Copy each line of the data below exactly, leaving out pictures.

▶ **SOURCE MATERIAL**:
"""

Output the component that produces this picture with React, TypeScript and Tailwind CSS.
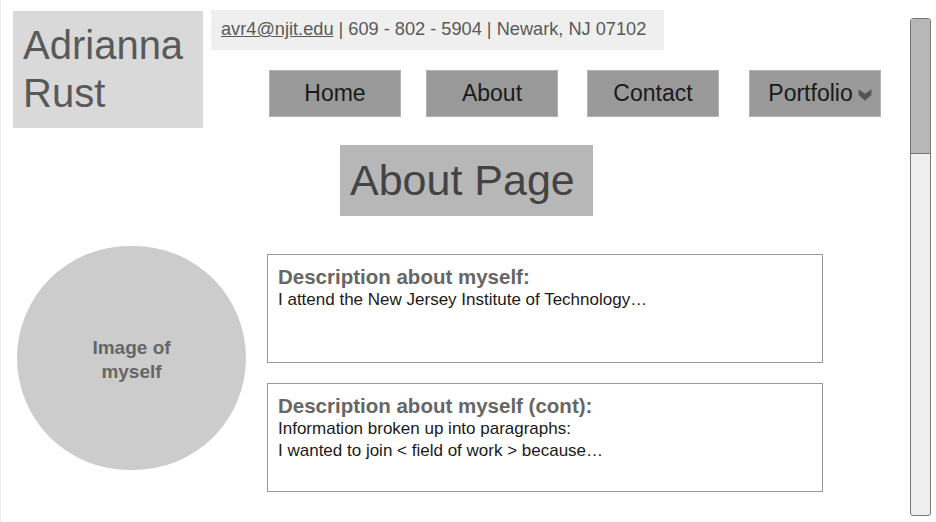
import React from "react";

const navItems = [
  { label: "Home", gap: "" },
  { label: "About", gap: "ml-[25px]" },
  { label: "Contact", gap: "ml-[29px]" },
  { label: "Portfolio", gap: "ml-[30px]" },
];

const NavButton: React.FC<{ label: string; gap: string }> = ({ label, gap }) => (
  <div
    className={`flex h-[47px] w-[132px] items-center justify-center border border-[#b3b3b3] bg-[#999999] text-[23px] text-[#1a1a1a] ${gap}`}
  >
    <span className={label === "Portfolio" ? "ml-[10px]" : ""}>{label}</span>
    {label === "Portfolio" && (
      <svg width="14" height="14" viewBox="0 0 12 12" className="ml-[5px] mt-[3px]">
        {/* thick down chevron */}
        <path d="M0.5 1 L6 5 L11.5 1 L11.5 6 L6 11 L0.5 6 Z" fill="#555555" />
      </svg>
    )}
  </div>
);

const InfoBox: React.FC<{ title: string; lines: string[] }> = ({ title, lines }) => (
  <div className="h-[109px] w-[556px] border border-[#999999] px-[10px] pt-[10px]">
    <h2 className="text-[20.5px] font-bold leading-[24px] text-[#666666]">{title}</h2>
    {lines.map((line) => (
      <p key={line} className="text-[17px] leading-[22px] text-[#1a1a1a]">
        {line}
      </p>
    ))}
  </div>
);

const App: React.FC = () => {
  return (
    <div
      className="flex h-[522px] w-[936px] overflow-hidden border-l border-[#eeeeee] bg-white"
      style={{ fontFamily: '"Liberation Sans", Arial, sans-serif' }}
    >
      <div className="flex-1">
        {/* Header */}
        <div className="flex items-start">
          <div className="ml-[12px] mt-[11px] h-[117px] w-[190px] bg-[#d9d9d9] px-[10px] pt-[10px] text-[40px] leading-[48px] text-[#595959]">
            Adrianna
            <br />
            Rust
          </div>
          <div className="ml-[8px] mt-[10px] flex flex-col">
            <div className="flex h-[40px] w-[453px] items-center bg-[#efefef] px-[10px] text-[18.2px] text-[#595959]">
              <span className="underline">avr4@njit.edu</span>
              <span className="whitespace-pre"> | 609 - 802 - 5904 | Newark, NJ 07102</span>
            </div>
            <div className="ml-[58px] mt-[20px] flex">
              {navItems.map((item) => (
                <NavButton key={item.label} label={item.label} gap={item.gap} />
              ))}
            </div>
          </div>
        </div>

        {/* Title */}
        <div className="ml-[339px] mt-[17px] flex h-[71px] w-[253px] items-center bg-[#b7b7b7] px-[10px] text-[43px] text-[#434343]">
          About Page
        </div>

        {/* Body */}
        <div className="mt-[30px] flex items-start">
          <div className="ml-[16px] flex h-[224px] w-[229px] items-center justify-center rounded-full bg-[#cccccc] pt-[4px] text-center text-[19px] font-bold leading-[24px] text-[#666666]">
            Image of
            <br />
            myself
          </div>
          <div className="ml-[21px] mt-[8px] flex flex-col gap-[20px]">
            <InfoBox title="Description about myself:" lines={["I attend the New Jersey Institute of Technology…"]} />
            <InfoBox
              title="Description about myself (cont):"
              lines={["Information broken up into paragraphs:", "I wanted to join < field of work > because…"]}
            />
          </div>
        </div>
      </div>

      {/* Scrollbar */}
      <div className="mr-[5px] mt-[18px] flex h-[498px] w-[21px] flex-col overflow-hidden rounded-[3px] border border-[#777777] bg-[#efefef]">
        <div className="h-[135px] border-b border-[#777777] bg-[#b7b7b7]" />
      </div>
    </div>
  );
};

export default App;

"""

▶ **COMPLETE ANSWER**:
Output the component that produces this picture with React, TypeScript and Tailwind CSS.
import React from "react";

const navItems = [
  { label: "Home", gap: "" },
  { label: "About", gap: "ml-[25px]" },
  { label: "Contact", gap: "ml-[29px]" },
  { label: "Portfolio", gap: "ml-[30px]" },
];

const NavButton: React.FC<{ label: string; gap: string }> = ({ label, gap }) => (
  <div
    className={`flex h-[47px] w-[132px] items-center justify-center border border-[#b3b3b3] bg-[#999999] text-[23px] text-[#1a1a1a] ${gap}`}
  >
    <span className={label === "Portfolio" ? "ml-[10px]" : ""}>{label}</span>
    {label === "Portfolio" && (
      <svg width="14" height="14" viewBox="0 0 12 12" className="ml-[5px] mt-[3px]">
        {/* thick down chevron */}
        <path d="M0.5 1 L6 5 L11.5 1 L11.5 6 L6 11 L0.5 6 Z" fill="#555555" />
      </svg>
    )}
  </div>
);

const InfoBox: React.FC<{ title: string; lines: string[] }> = ({ title, lines }) => (
  <div className="h-[109px] w-[556px] border border-[#999999] px-[10px] pt-[10px]">
    <h2 className="text-[20.5px] font-bold leading-[24px] text-[#666666]">{title}</h2>
    {lines.map((line) => (
      <p key={line} className="text-[17px] leading-[22px] text-[#1a1a1a]">
        {line}
      </p>
    ))}
  </div>
);

const App: React.FC = () => {
  return (
    <div
      className="flex h-[522px] w-[936px] overflow-hidden border-l border-[#eeeeee] bg-white"
      style={{ fontFamily: '"Liberation Sans", Arial, sans-serif' }}
    >
      <div className="flex-1">
        {/* Header */}
        <div className="flex items-start">
          <div className="ml-[12px] mt-[11px] h-[117px] w-[190px] bg-[#d9d9d9] px-[10px] pt-[10px] text-[40px] leading-[48px] text-[#595959]">
            Adrianna
            <br />
            Rust
          </div>
          <div className="ml-[8px] mt-[10px] flex flex-col">
            <div className="flex h-[40px] w-[453px] items-center bg-[#efefef] px-[10px] text-[18.2px] text-[#595959]">
              <span className="underline">avr4@njit.edu</span>
              <span className="whitespace-pre"> | 609 - 802 - 5904 | Newark, NJ 07102</span>
            </div>
            <div className="ml-[58px] mt-[20px] flex">
              {navItems.map((item) => (
                <NavButton key={item.label} label={item.label} gap={item.gap} />
              ))}
            </div>
          </div>
        </div>

        {/* Title */}
        <div className="ml-[339px] mt-[17px] flex h-[71px] w-[253px] items-center bg-[#b7b7b7] px-[10px] text-[43px] text-[#434343]">
          About Page
        </div>

        {/* Body */}
        <div className="mt-[30px] flex items-start">
          <div className="ml-[16px] flex h-[224px] w-[229px] items-center justify-center rounded-full bg-[#cccccc] pt-[4px] text-center text-[19px] font-bold leading-[24px] text-[#666666]">
            Image of
            <br />
            myself
          </div>
          <div className="ml-[21px] mt-[8px] flex flex-col gap-[20px]">
            <InfoBox title="Description about myself:" lines={["I attend the New Jersey Institute of Technology…"]} />
            <InfoBox
              title="Description about myself (cont):"
              lines={["Information broken up into paragraphs:", "I wanted to join < field of work > because…"]}
            />
          </div>
        </div>
      </div>

      {/* Scrollbar */}
      <div className="mr-[5px] mt-[18px] flex h-[498px] w-[21px] flex-col overflow-hidden rounded-[3px] border border-[#777777] bg-[#efefef]">
        <div className="h-[135px] border-b border-[#777777] bg-[#b7b7b7]" />
      </div>
    </div>
  );
};

export default App;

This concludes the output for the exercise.